There should be no surprise. For 65 years, Israel has claimed that preemption is not an option but rather a necessity in this region– has claimed and has acted upon it when circumstances have made it feasible. For a country whose margin of error is relatively small, waiting for a threat to become uncontainable isn't a good option. A pro-active security doctrine is built around the assumption that it is better to have a smaller problem now than a much bigger one later. Bottom line: Israel will keep operating in Syria and Lebanon to prevent the transfer of weaponry from Iran to Hezbollah – and it will keep operating even if the other side retaliates.
Such air strikes seem grand and impressive, but the much more important part of the operation is having the proper intelligence. Is it also the more impressive part? That's much harder to asses. On the one hand, Israel had the intelligence that led to recent attacks, and that's obviously impressive. The tricky part with intelligence though, is that we only get to know what we know, and are all in the dark on those things we don't know. In other words: If Israel's intelligence is good enough to track down every attempt of Iran to transfer arms to Hezbollah – that's very impressive. On the other hand, if Israel only tracks down one out of thirty such transfers, it becomes less impressive and more troubling.
This also makes the question of the necessity and justification of these operations much trickier: if Israel can only track down and shoot down one out of thirty transfers to Hezbollah, it makes the whole operation almost negligible. Alas, we – readers, analysts, reporters - don't know the rate of aborted and accomplished transfers. In fact, it's not even clear if the military or intelligence agencies can accurately asses their rate of success in tracking down such transfers. Hence – and as much as we'd all like to know that this was a necessary and justified operation - it is not very easy to give such assurances.
If intelligence agencies don't know the rate of tracking, the only way for them is to act on what they do know. That is, if they have intelligence on a coming transfer, they recommend action. In other words: for Israeli intelligence agencies and decision makers to decide against action, they'd have to be convinced of one of two things: A. the price of operation is higher than the price Israel will pay if it lets the transfer be completed uninterrupted. B. if they have a clear indication that the transfer they do know about is only one out of many which they don't know about and can't stop.
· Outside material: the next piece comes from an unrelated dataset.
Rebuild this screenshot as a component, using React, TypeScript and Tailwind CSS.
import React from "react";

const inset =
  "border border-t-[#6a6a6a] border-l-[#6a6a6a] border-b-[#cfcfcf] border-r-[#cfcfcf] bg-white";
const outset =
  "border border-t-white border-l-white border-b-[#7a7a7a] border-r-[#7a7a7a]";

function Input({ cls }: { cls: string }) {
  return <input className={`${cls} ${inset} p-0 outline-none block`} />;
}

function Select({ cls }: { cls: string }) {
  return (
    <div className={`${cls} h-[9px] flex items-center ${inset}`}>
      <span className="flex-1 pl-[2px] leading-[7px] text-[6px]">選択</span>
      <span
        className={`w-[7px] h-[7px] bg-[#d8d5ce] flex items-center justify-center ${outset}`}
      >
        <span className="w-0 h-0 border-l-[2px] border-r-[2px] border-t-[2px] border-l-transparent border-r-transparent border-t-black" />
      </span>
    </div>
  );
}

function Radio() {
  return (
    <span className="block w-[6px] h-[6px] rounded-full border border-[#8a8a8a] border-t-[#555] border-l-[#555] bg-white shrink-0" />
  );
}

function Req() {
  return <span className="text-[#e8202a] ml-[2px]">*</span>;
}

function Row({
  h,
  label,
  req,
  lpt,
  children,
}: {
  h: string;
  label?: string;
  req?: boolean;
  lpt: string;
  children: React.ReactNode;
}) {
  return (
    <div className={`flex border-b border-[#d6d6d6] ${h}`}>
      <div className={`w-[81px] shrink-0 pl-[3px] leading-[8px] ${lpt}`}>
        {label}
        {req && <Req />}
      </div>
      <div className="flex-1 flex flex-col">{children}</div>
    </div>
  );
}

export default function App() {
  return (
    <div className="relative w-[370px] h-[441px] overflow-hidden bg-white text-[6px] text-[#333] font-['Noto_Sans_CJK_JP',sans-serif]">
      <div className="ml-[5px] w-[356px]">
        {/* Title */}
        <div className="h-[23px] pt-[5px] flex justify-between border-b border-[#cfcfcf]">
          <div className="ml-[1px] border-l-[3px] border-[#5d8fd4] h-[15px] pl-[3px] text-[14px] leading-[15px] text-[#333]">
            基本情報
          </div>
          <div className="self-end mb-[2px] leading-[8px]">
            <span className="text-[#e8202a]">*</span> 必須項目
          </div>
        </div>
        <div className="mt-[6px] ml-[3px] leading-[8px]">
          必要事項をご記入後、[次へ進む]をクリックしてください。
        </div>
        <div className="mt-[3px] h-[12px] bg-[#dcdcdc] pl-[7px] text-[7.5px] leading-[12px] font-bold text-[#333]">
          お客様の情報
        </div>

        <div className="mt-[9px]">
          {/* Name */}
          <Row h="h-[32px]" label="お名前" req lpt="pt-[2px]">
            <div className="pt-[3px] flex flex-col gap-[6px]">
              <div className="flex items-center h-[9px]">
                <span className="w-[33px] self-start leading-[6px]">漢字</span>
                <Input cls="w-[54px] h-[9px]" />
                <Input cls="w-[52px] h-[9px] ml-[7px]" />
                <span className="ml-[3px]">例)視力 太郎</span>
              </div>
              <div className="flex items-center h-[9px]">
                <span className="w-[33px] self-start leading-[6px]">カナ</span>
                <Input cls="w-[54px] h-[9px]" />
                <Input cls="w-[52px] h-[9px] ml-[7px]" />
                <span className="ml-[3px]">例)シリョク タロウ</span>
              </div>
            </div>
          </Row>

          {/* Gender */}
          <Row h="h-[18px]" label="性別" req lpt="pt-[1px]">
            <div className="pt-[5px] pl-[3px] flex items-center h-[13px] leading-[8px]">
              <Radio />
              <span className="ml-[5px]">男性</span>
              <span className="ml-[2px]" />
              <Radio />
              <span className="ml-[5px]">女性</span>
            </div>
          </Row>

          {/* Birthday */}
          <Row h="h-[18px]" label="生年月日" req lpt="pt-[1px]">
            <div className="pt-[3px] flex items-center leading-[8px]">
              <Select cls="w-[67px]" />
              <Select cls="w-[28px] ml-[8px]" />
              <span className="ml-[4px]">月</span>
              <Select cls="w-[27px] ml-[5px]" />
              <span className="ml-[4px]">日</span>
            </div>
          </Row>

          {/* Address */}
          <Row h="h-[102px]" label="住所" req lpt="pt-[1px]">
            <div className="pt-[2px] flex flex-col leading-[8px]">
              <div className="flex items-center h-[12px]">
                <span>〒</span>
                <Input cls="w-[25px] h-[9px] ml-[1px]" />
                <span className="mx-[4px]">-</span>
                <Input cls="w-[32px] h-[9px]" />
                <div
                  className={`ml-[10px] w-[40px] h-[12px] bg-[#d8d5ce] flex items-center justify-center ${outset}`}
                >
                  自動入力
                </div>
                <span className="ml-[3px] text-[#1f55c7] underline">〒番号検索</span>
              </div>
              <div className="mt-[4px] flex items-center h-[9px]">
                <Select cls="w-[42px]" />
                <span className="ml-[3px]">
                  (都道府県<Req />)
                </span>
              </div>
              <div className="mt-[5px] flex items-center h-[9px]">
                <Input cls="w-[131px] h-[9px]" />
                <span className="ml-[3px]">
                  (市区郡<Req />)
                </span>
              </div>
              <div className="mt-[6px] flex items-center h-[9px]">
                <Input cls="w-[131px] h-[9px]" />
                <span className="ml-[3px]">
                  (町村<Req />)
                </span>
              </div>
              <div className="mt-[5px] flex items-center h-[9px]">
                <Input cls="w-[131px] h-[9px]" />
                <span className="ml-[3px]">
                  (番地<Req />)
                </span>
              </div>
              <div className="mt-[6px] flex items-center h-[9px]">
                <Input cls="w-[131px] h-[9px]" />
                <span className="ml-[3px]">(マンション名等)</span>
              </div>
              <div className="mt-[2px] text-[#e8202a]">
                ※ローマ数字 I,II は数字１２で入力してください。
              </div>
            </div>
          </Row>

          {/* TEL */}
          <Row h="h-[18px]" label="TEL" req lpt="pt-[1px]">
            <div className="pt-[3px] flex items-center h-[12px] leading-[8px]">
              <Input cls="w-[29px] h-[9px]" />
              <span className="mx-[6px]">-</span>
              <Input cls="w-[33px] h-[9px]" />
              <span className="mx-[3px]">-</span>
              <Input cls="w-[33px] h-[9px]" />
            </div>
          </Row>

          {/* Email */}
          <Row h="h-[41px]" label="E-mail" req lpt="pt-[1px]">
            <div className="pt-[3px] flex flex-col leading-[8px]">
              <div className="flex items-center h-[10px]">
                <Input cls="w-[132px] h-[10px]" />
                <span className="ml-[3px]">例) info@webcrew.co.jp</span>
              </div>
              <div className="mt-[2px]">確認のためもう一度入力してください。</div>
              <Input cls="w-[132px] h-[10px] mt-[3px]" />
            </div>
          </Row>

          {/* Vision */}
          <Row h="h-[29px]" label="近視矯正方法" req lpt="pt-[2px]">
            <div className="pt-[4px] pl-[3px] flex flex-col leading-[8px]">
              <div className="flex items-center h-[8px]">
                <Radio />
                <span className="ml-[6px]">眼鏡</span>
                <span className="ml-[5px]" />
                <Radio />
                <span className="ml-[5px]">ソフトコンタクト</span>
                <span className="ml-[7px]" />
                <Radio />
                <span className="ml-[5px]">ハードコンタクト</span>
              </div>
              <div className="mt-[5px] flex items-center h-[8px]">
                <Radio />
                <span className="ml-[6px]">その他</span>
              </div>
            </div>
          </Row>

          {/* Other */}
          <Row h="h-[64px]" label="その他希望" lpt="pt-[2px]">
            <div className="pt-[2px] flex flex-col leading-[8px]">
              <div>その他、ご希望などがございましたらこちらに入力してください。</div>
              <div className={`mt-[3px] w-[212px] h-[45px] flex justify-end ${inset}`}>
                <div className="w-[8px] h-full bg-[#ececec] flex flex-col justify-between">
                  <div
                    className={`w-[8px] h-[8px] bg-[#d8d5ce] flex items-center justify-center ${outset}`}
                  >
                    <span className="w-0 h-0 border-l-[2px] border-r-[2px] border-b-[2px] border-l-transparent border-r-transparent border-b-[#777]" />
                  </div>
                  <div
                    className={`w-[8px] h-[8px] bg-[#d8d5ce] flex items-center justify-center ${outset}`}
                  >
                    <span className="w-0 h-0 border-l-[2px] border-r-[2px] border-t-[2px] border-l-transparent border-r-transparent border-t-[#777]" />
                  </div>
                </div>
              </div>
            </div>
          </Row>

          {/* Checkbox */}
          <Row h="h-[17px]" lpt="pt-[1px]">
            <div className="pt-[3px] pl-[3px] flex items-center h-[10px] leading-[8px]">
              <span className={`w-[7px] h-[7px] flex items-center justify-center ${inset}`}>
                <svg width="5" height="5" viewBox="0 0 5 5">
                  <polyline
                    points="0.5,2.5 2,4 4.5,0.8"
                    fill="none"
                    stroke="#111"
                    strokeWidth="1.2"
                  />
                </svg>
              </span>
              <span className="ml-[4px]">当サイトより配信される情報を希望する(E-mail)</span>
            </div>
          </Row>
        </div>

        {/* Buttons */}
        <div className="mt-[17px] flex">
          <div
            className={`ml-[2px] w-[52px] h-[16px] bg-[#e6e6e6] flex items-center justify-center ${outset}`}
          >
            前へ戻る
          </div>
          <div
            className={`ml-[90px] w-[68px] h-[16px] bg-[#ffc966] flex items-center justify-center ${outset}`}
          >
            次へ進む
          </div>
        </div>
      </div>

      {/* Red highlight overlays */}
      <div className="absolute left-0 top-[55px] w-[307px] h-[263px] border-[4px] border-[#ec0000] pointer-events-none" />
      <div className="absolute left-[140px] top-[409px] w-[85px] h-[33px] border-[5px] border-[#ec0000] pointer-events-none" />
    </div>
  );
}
In such a case, they might decide that the impact of an operation on the larger picture is negligible.
Israel unintentionally embarrassed President Obama by revealing to the world the fact that the Syrians are using chemical weapons – and hence that Obama didn't quite stick to his "red line" on this matter. It is clear at this point that Obama has no intention of acting, and that he prefers not to correct one mistake (drawing a red line) by making another one (intervening in Syria – which he believes to be a big mistake). So for Obama, these recent Israeli air strikes have been somewhat of a blessing. Instead of having to take action- or to repeatedly evade this issue or having to deal with tough questions about it– he can pay his dues by supporting Israeli action. The strikes- clearly coordinated between Israel and the US (that is, the US is well informed and approves of them) – demonstrate to the region that there are no major policy differences between the countries in regards to Syria.
No policy differences means: both the US and Israel would not take a risk to save Syrians from their Syrian countrymen. The butchery is devastating and heart breaking, but saving Syrian lives is not a core strategic interest of the US or Israel – that's the way the Obama administration and the Netanyahu government see it. When it comes to chemical weaponry, the two countries are also in agreement: it is a red line only in the sense that the US and Israel are committed to preventing chemical weapons from falling into the wrong hands.
Last but not least: following the attacks, there's been a lot of talk about Israel's so called message to Iran, and naturally, every bold Israeli action is a "message to Iran". But think about it this way: would Israel let Syria pass missiles to Hezbollah had Iran not been a looming threat? I don't think it would. The attack had very specific goals – prevention, Syria, Hezbollah. If it also sends a message to Iran, or to anyone else for that matter, that's great. Thinking about "messages" though, one shouldn’t make the mistake of confusing cause and possible consequence.